St. Maximus of Turin (380-465) on the Daily Christian Life

St. Maximus of Turin (380-465) was the Bishop of Turin, a suffragan see of Milan (Italy). In one homily, he speaks to the basic daily exercise of a true Christian whose life is offered to God. What I found interesting here is the detailed function given to sleep. When one sits back to think about what he says, sleep takes on another picture. It is a gift from God both to enter sleep and remain in it to get rest. Secondly, the picture of the birds as a testimony to morning and evening prayer is quite serene and pleasing. Lastly, the role of daily work is to bring everything to Christ such that sleep is the rest in order to be prepared to do it again the next day.

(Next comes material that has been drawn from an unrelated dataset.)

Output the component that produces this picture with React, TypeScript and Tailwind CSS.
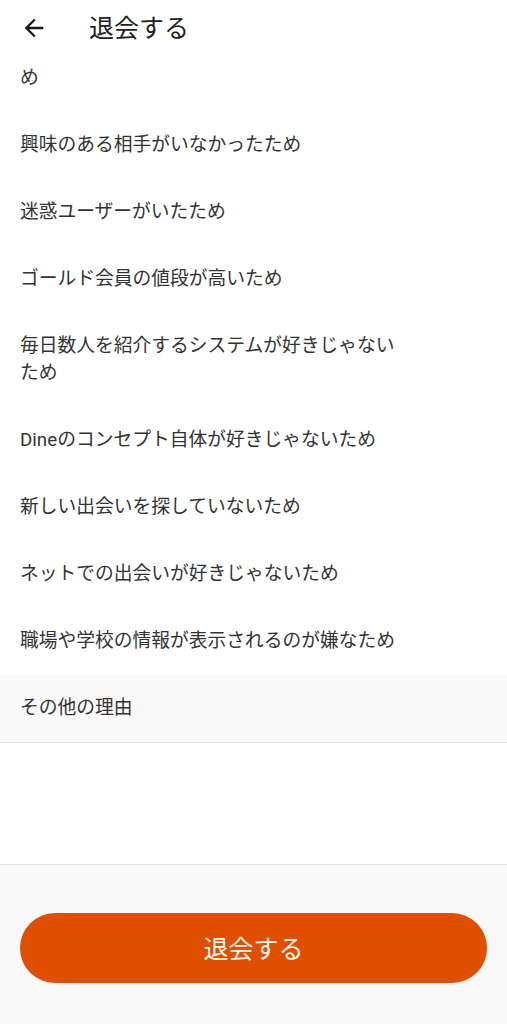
import React, { useState } from 'react'

// first entry is scrolled mostly out of view under the header
const reasons = [
  'お相手が見つかり交際することになったた\nめ',
  '興味のある相手がいなかったため',
  '迷惑ユーザーがいたため',
  'ゴールド会員の値段が高いため',
  '毎日数人を紹介するシステムが好きじゃないため',
  'Dineのコンセプト自体が好きじゃないため',
  '新しい出会いを探していないため',
  'ネットでの出会いが好きじゃないため',
  '職場や学校の情報が表示されるのが嫌なため',
  'その他の理由',
]

const BackArrow = () => (
  <svg width="28" height="28" viewBox="0 0 24 24" fill="#1f1a1a">
    <path d="M20 11H7.83l5.59-5.59L12 4l-8 8 8 8 1.41-1.41L7.83 13H20v-2z" />
  </svg>
)

const App: React.FC = () => {
  const [selected, setSelected] = useState(reasons.length - 1)

  return (
    <div
      className="flex flex-col h-[1024px] w-full bg-white text-[#333]"
      style={{ fontFamily: '"Roboto", "Noto Sans CJK JP", sans-serif' }}
    >
      {/* Header */}
      <div className="relative z-10 h-[62px] shrink-0 bg-white pt-[14px]">
        <div className="flex items-center h-[28px]">
          <button className="ml-[20px] flex items-center">
            <BackArrow />
          </button>
          <h1 className="ml-[41px] text-[25px] leading-none text-[#222]">退会する</h1>
        </div>
      </div>

      {/* Reason list, scrolled a little */}
      <div className="flex-1 overflow-hidden">
        <ul className="-mt-[44px]">
          {reasons.map((reason, i) => {
            const isActive = i === selected
            return (
              <li
                key={reason}
                onClick={() => setSelected(i)}
                className={`px-[20px] py-[20px] cursor-pointer ${
                  isActive ? 'bg-[#f9f9f9] border-b border-[#e2e2e2]' : ''
                }`}
              >
                <p className="max-w-[382px] whitespace-pre-line text-[18.75px] leading-[27px] text-[#333]">
                  {reason}
                </p>
              </li>
            )
          })}
        </ul>
      </div>

      {/* Bottom Button */}
      <div className="shrink-0 h-[160px] bg-[#f9f9f9] border-t border-[#e4e4e4] px-[20px] pt-[48px]">
        <button className="w-full h-[70px] rounded-full bg-[#e04e00] text-[#fff8ee] text-[25px] pt-[3px] flex items-center justify-center">
          退会する
        </button>
      </div>
    </div>
  )
}

export default App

“When We wake up at the first light of dawn, the first thing we have to do is to thank the Saviour. And before doing anything else we ought to show him our love, because he has watched over us while we slept and rested. For, if it is not God who keeps watch over man while he sleep, who does? For when man goes to sleep he loses all his strength and becomes a stranger to himself to such an extent that he is unaware as to where he has been and so is unable to look after himself. Clearly, the help of God is absolutely necessary for those who are asleep, for they cannot look after themselves… He welcomes those who go to bed into an embrace of rest; he envelops them in a treasure of peace… We should give thanks to Christ when we awake, and do all the deeds of the day in the presence of the Saviour… The name of Christ should preside over all our actions, and we should refer all the activities of our life to Him… And when night falls, we ought to praise him and sign his glory, so that we may merit rest as winners in the duty to carry out our obligations and sleep be the victory-palm for our work. To get to this stage not only do we have the use of reason, but also the encouragement of the birds of the air. When dawn brings the first rays of light, even the smallest bird breaks into chirping before leaving its nest, so as to praise the creator with its trills, for it cannot do so with words. The better they sing, the better they express their offering. They do the same as day comes to an end. And what are these songs, but a deep rendition of their gratitude? This is the way the innocent little birds behave toward their shepherd, for they can do so in no other way.” (𝑆𝑒𝑟𝑚𝑜 LXXII, 3; LXXIII, 1-4; Eng. Trans. Claire Russel, 𝐺𝑙𝑖𝑚𝑝𝑒𝑠 𝑜𝑓 𝑡ℎ𝑒 𝐶ℎ𝑢𝑟𝑐ℎ 𝐹𝑎𝑡ℎ𝑒𝑟𝑠, 389-90)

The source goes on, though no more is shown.